IMG_3058While I am writing this blog, my thoughts are scattered, searching for the right words to describe our motivation to send him away. Like many other working parents in this country, the summer’s long break has created both a bliss and trepidation for us. On the one hand, we are extremely happy that we don’t need to rush out of the door every morning to send him to school, and I am particularly grateful for not being like a time bomb sometimes to storm out of my office, run to the subway station only to watch the train slowly pulling out of the station right in front of my eyes. But on the other hand, in a culture that everything happens with an incredible velocity and competitiveness, summer has lost its magical touch where doing nothing means doing everything. Parents are inundated with the infinite choices of summer camps, from sports camps to music camps, from art camps to pseudo outdoor camps. Many still feel like an extension of the already cramped school year, highly structured and hurried. Don’t all our children these days already have enough of a programmed life, from academic classes, to organized sports, to music lessons?

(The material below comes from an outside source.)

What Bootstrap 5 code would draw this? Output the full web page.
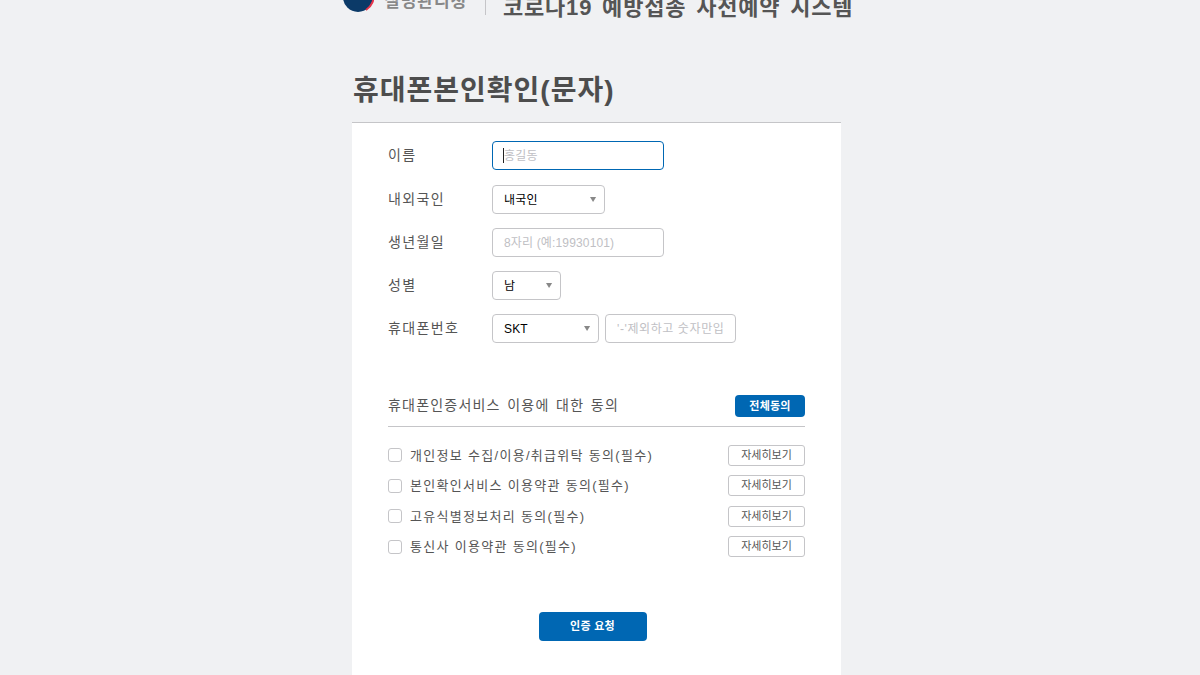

So our primary motivation to send our son to a sleep away camp is not to cultivate a strong character in him—of course, self-reliance, resourcefulness, corporation will come with the experience; but rather, we want to send him to a place where he can have real adventure and fun—out in the woods, get hands dirty, and learn by participation. To us summer should be winding down time when life is dynamic and purposeful, yet unstructured and unhurried. Children can find their own style and self-worth without excessive competitive tension. They develop their skills and interests at their own pace. If gazing at stars, catching fireflies, hatching eggs, riding horses, jumping in and out of water are all that our son wants to do, that’s wonderful. If by the end of the summer, he forgets that 1+1=2 or adverbs modify verbs, so be it. There is always time to catch up, but creating unforgettable memories comes and goes. I believe we have found what we are looking for in the camp we send him to. Though too early to tell how he feels about the camp, I hope he will have the time of his life!

Of course, I miss him terribly, constantly wondering what he is doing or how he is coping with his homesickness. I then think of the many trips we have taken together as a family:  all these long lasting happy memories we have created with him—the sparkle in his eyes, the ear-to-ear grin on his face, his looks of wonder, his giggles of joy…I trust that he can handle any challenge well, because he knows by heart that we have his back, as always!